Bien que nous ayons ici affaire à un monde fantasmé et un conflit imaginaire, l'hommage au célèbre poète antique Homère et à son « Iliade » apparait vite comme évident. le siège de Massaba 'st ainsi pas sans rappeler celui de la ville de Troie par les Grecs menés par Agamemnon, de même que le sort de la belle Hélène, déchirée entre Ménélas et Pâris, n'est pas sans posséder quelques similitudes avec celui de Samilia, la fille du roi Tsongor elle aussi déchirée entre deux hommes mais qui montrera davantage de force et de courage que sa compagne d'infortune. Mais là où l'influence d'Homère se fait le plus sentir, c'est au niveau du souffle épique qui balaye tout le récit. Une chose est sûre, Laurent Gaudé a travaillé avec un soin tout particulier chaque scène d'affrontement, aboutissant ainsi à des moments de prouesses guerrières ou de bataille impressionnants. L'intérêt et la force du roman tiennent aussi à la psychologie travaillée des personnages : Katabolonga et sa position ambigüe au côté de ce roi autrefois haï et aujourd'hui aimé ; Souba, adolescent mu par sa piété filiale et qui porte sur ses épaules le poids de la tâche colossale qui lui a été confié ; et puis Tsongor, le plus ambivalent de tous, à la fois conquérant arrogant et sanguinaire mais aussi vieillard accablé par son passé et ravagé de ne pouvoir garantir la pérennité de son royaume et de sa dynastie.
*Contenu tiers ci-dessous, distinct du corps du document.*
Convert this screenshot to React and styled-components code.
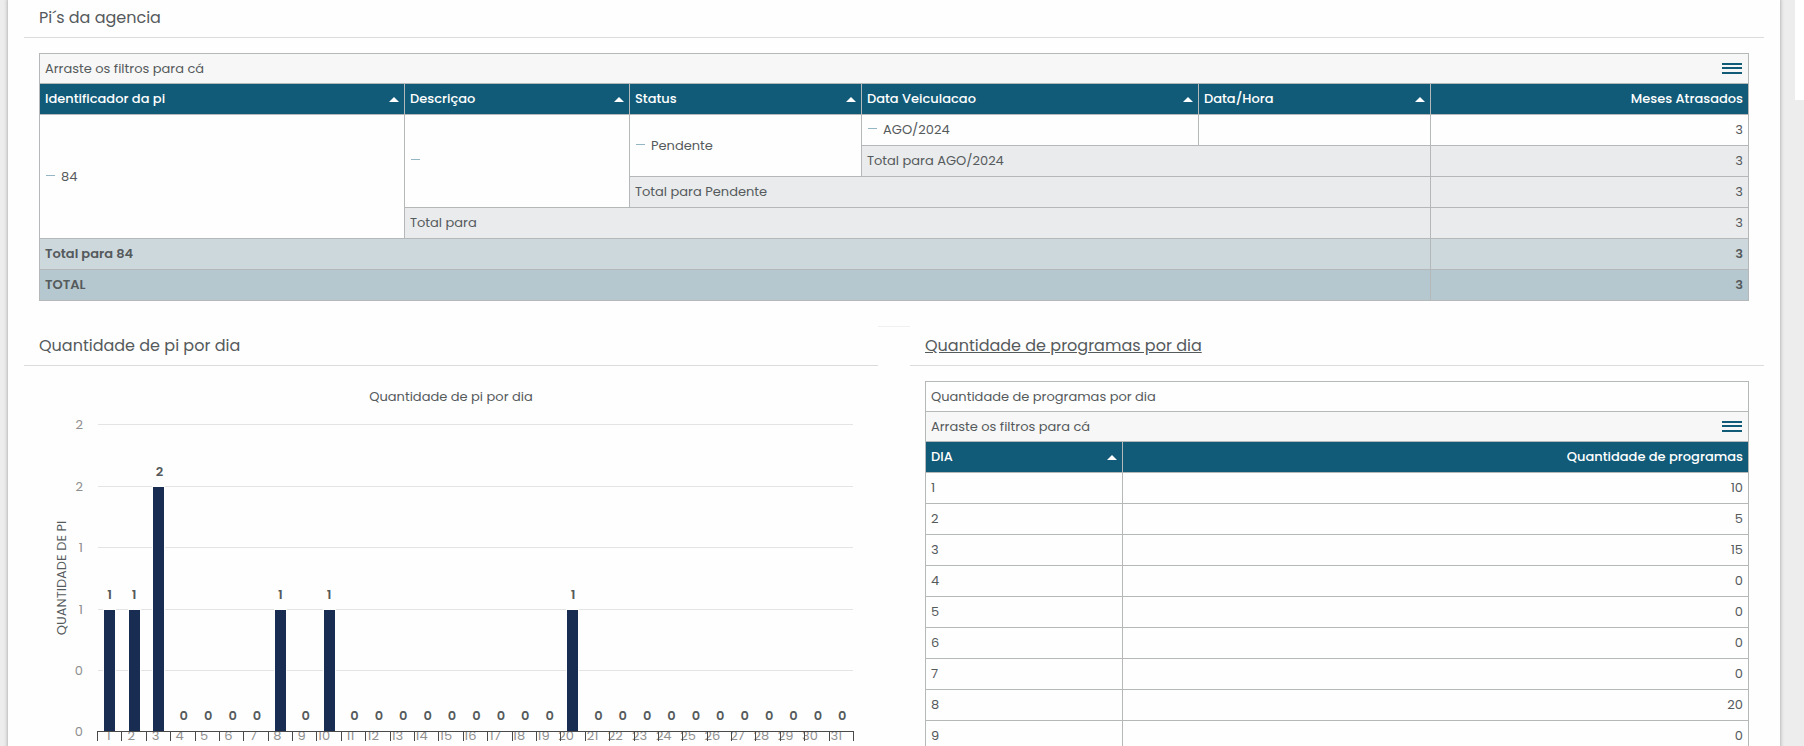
import React from "react";
import styled, { createGlobalStyle, css } from "styled-components";

const GlobalStyle = createGlobalStyle`
  *, *::before, *::after { box-sizing: border-box; }
  body {
    margin: 0;
    background: #ededed;
    color: #555a5c;
    font-family: Poppins, Inter, sans-serif;
    font-size: 13px;
    line-height: 20px;
  }
`;

const Viewport = styled.div`
  display: flex;
  align-items: flex-start;
  height: 100vh;
  overflow: hidden;
`;

const Sheet = styled.main`
  flex: 1;
  min-width: 0;
  min-height: calc(100vh + 4px);
  margin: -2px 15px 0 8px;
  padding: 0 16px;
  background: #fefefe;
  box-shadow: 0 0 4px rgba(0, 0, 0, 0.35);
`;

const ScrollRail = styled.div`
  width: 9px;
  height: 100vh;
`;

const ScrollThumb = styled.div`
  height: 100px;
  background: #fff;
`;

const Card = styled.section`
  flex: 1;
  min-width: 0;
  border-top: 1px solid transparent;
`;

const CardHeader = styled.header`
  display: flex;
  align-items: center;
  height: 39px;
  padding: 0 15px;
  border-bottom: 1px solid #dcdcdc;
`;

const CardTitle = styled.h2`
  margin: 0;
  font-size: 16px;
  font-weight: 400;
  line-height: 24px;
`;

const TitleLink = styled.a`
  color: inherit;
  text-decoration: underline;
`;

const CardBody = styled.div`
  padding: 15px 15px 25px;
`;

const CardRow = styled.div`
  display: flex;
`;

const Gutter = styled.div`
  width: 32px;
  border-top: 1px solid #f0f0f0;
`;

const Pivot = styled.div`
  border: 1px solid #b5b8b9;
`;

const PivotBar = styled.div`
  display: flex;
  align-items: center;
  justify-content: space-between;
  height: 30px;
  padding: 0 5px;
  border-bottom: 1px solid #b5b8b9;
  background: ${(p) => (p.$filter ? "#f7f7f7" : "transparent")};
`;

const MenuButton = styled.button`
  display: flex;
  padding: 1px;
  border: 0;
  background: none;
  color: #115b78;
  cursor: pointer;
`;

const PivotTable = styled.table`
  width: 100%;
  table-layout: fixed;
  border-collapse: separate;
  border-spacing: 0;

  tr > :last-child { border-right: 0; }
  tbody tr:last-child > td { height: 30px; border-bottom: 0; }
`;

const Col = styled.col`
  width: ${(p) => p.$share}%;
`;

const cellBox = css`
  height: 31px;
  padding: 0 5px;
  border: 0 solid #b5b8b9;
  border-width: 0 1px 1px 0;
  text-align: ${(p) => (p.$numeric ? "right" : "left")};
  white-space: nowrap;
`;

const HeadCell = styled.th`
  ${cellBox}
  background: #115b78;
  color: #fff;
  font-weight: 500;
`;

const HeadContent = styled.div`
  display: flex;
  align-items: center;
  justify-content: space-between;
`;

const tones = { plain: "transparent", sub: "#e9ebec", group: "#cdd8dd", grand: "#b6c8cf" };

const Cell = styled.td`
  ${cellBox}
  background: ${(p) => tones[p.$tone || "plain"]};
  font-weight: ${(p) => (p.$tone === "group" || p.$tone === "grand" ? 600 : 400)};
`;

const Collapse = styled.button`
  width: 11px;
  height: 11px;
  margin-right: 5px;
  padding: 0 1px;
  border: 0;
  background: none;
  cursor: pointer;

  &::before {
    content: "";
    display: block;
    height: 1px;
    background: #93b5c4;
  }
`;

const ChartSvg = styled.svg`
  display: block;
  width: 100%;
  height: auto;
  overflow: visible;
`;

const ChartText = styled.text`
  font-size: 13px;
  font-weight: ${(p) => (p.$strong ? 600 : 400)};
  fill: ${(p) => (p.$muted ? "#8f8f8f" : "#555a5c")};
`;

function MenuIcon() {
  return (
    <svg width="20" height="11" fill="currentColor" aria-hidden="true">
      <rect width="20" height="2" />
      <rect y="4" width="20" height="2" />
      <rect y="9" width="20" height="2" />
    </svg>
  );
}

function SortIcon() {
  return (
    <svg width="10" height="5" fill="#fff" aria-hidden="true">
      <path d="M0 5 L5 0 L10 5 Z" />
    </svg>
  );
}

function FilterBar() {
  return (
    <PivotBar $filter>
      <span>Arraste os filtros para cá</span>
      <MenuButton type="button" aria-label="Menu">
        <MenuIcon />
      </MenuButton>
    </PivotBar>
  );
}

function Columns({ weights }) {
  const total = weights.reduce((a, b) => a + b, 0);
  return (
    <colgroup>
      {weights.map((w, i) => (
        <Col key={i} $share={(w / total) * 100} />
      ))}
    </colgroup>
  );
}

function Head({ labels, measure }) {
  return (
    <thead>
      <tr>
        {labels.map((label) => (
          <HeadCell key={label} scope="col">
            <HeadContent>
              {label}
              <SortIcon />
            </HeadContent>
          </HeadCell>
        ))}
        <HeadCell scope="col" $numeric>{measure}</HeadCell>
      </tr>
    </thead>
  );
}

function Group({ children, rows }) {
  return (
    <Cell rowSpan={rows}>
      <Collapse type="button" aria-label="Recolher" />
      {children}
    </Cell>
  );
}

const subtotals = [
  { label: "Total para AGO/2024", span: 2, tone: "sub" },
  { label: "Total para Pendente", span: 3, tone: "sub" },
  { label: "Total para", span: 4, tone: "sub" },
  { label: "Total para 84", span: 5, tone: "group" },
  { label: "TOTAL", span: 5, tone: "grand" },
];

function AgencyPivot() {
  return (
    <Pivot>
      <FilterBar />
      <PivotTable>
        <Columns weights={[365, 225, 232, 337, 232, 317]} />
        <Head
          labels={["Identificador da pi", "Descriçao", "Status", "Data Veiculacao", "Data/Hora"]}
          measure="Meses Atrasados"
        />
        <tbody>
          <tr>
            <Group rows={4}>84</Group>
            <Group rows={3} />
            <Group rows={2}>Pendente</Group>
            <Group>AGO/2024</Group>
            <Cell />
            <Cell $numeric>3</Cell>
          </tr>
          {subtotals.map((s) => (
            <tr key={s.label}>
              <Cell colSpan={s.span} $tone={s.tone}>{s.label}</Cell>
              <Cell $numeric $tone={s.tone}>3</Cell>
            </tr>
          ))}
        </tbody>
      </PivotTable>
    </Pivot>
  );
}

const programs = [10, 5, 15, 0, 0, 0, 0, 20, 0];

function ProgramsPivot() {
  return (
    <Pivot>
      <PivotBar>Quantidade de programas por dia</PivotBar>
      <FilterBar />
      <PivotTable>
        <Columns weights={[197, 625]} />
        <Head labels={["DIA"]} measure="Quantidade de programas" />
        <tbody>
          {programs.map((count, i) => (
            <tr key={i}>
              <Cell>{i + 1}</Cell>
              <Cell $numeric>{count}</Cell>
            </tr>
          ))}
        </tbody>
      </PivotTable>
    </Pivot>
  );
}

const counts = { 1: 1, 2: 1, 3: 2, 8: 1, 10: 1, 20: 1 };
const days = Array.from({ length: 31 }, (_, i) => i + 1);
const plot = { left: 58.45, width: 756, base: 350 };
const step = plot.width / 31;
const gridLines = [
  { y: 43, label: "2" },
  { y: 105, label: "2" },
  { y: 166, label: "1" },
  { y: 228, label: "1" },
  { y: 289, label: "0" },
];

function DayChart() {
  return (
    <ChartSvg viewBox="0 0 824 360" role="img" aria-label="Quantidade de pi por dia">
      <ChartText x="412" y="20" textAnchor="middle">Quantidade de pi por dia</ChartText>
      <ChartText textAnchor="middle" transform="translate(27 197) rotate(-90)">
        QUANTIDADE DE PI
      </ChartText>
      {gridLines.map((g) => (
        <React.Fragment key={g.y}>
          <rect x="59" y={g.y} width="755" height="1" fill="#e4e4e4" />
          <ChartText $muted x="44" y={g.y + 5} textAnchor="end">{g.label}</ChartText>
        </React.Fragment>
      ))}
      <ChartText $muted x="44" y={plot.base + 5} textAnchor="end">0</ChartText>
      {days.map((day) => {
        const center = plot.left + step * (day - 0.5);
        const value = counts[day] || 0;
        const barHeight = value === 2 ? 244 : value * 121;
        const x = Math.round(center - 5.5);
        return (
          <React.Fragment key={day}>
            {value > 0 && (
              <>
                <rect x={x - 1} y={plot.base - barHeight - 1} width="13" height={barHeight + 1} fill="#fefefe" />
                <rect x={x} y={plot.base - barHeight} width="11" height={barHeight} fill="#192d52" />
              </>
            )}
            <ChartText $strong x={value === 1 ? center : center + 1} y={plot.base - barHeight - 11} textAnchor="middle">
              {value}
            </ChartText>
            <ChartText $muted x={center + 1} y="359" textAnchor="end">{day}</ChartText>
          </React.Fragment>
        );
      })}
      <g fill="#4a4a4a">
        <rect x="58" y={plot.base} width="757" height="1" />
        {[0, ...days].map((i) => (
          <rect key={i} x={Math.round(58 + step * i)} y={plot.base} width="1" height="10" />
        ))}
      </g>
    </ChartSvg>
  );
}

export default function App() {
  return (
    <>
      <GlobalStyle />
      <Viewport>
        <Sheet>
          <Card>
            <CardHeader>
              <CardTitle>Pi´s da agencia</CardTitle>
            </CardHeader>
            <CardBody>
              <AgencyPivot />
            </CardBody>
          </Card>
          <CardRow>
            <Card>
              <CardHeader>
                <CardTitle>Quantidade de pi por dia</CardTitle>
              </CardHeader>
              <CardBody>
                <DayChart />
              </CardBody>
            </Card>
            <Gutter />
            <Card>
              <CardHeader>
                <CardTitle>
                  <TitleLink href="#programas">Quantidade de programas por dia</TitleLink>
                </CardTitle>
              </CardHeader>
              <CardBody id="programas">
                <ProgramsPivot />
              </CardBody>
            </Card>
          </CardRow>
        </Sheet>
        <ScrollRail>
          <ScrollThumb />
        </ScrollRail>
      </Viewport>
    </>
  );
}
« La mort du roi Tsongor » mérite bien sa renommée, de même que Laurent Gaudé qui nous fait don d'un récit aussi épique que tragique mettant en scène des personnages prisonniers de leurs passions. Un roman court qui se lit d'une traite mais qui laisse un souvenir vivace dans la mémoire longtemps après la dernière page tournée.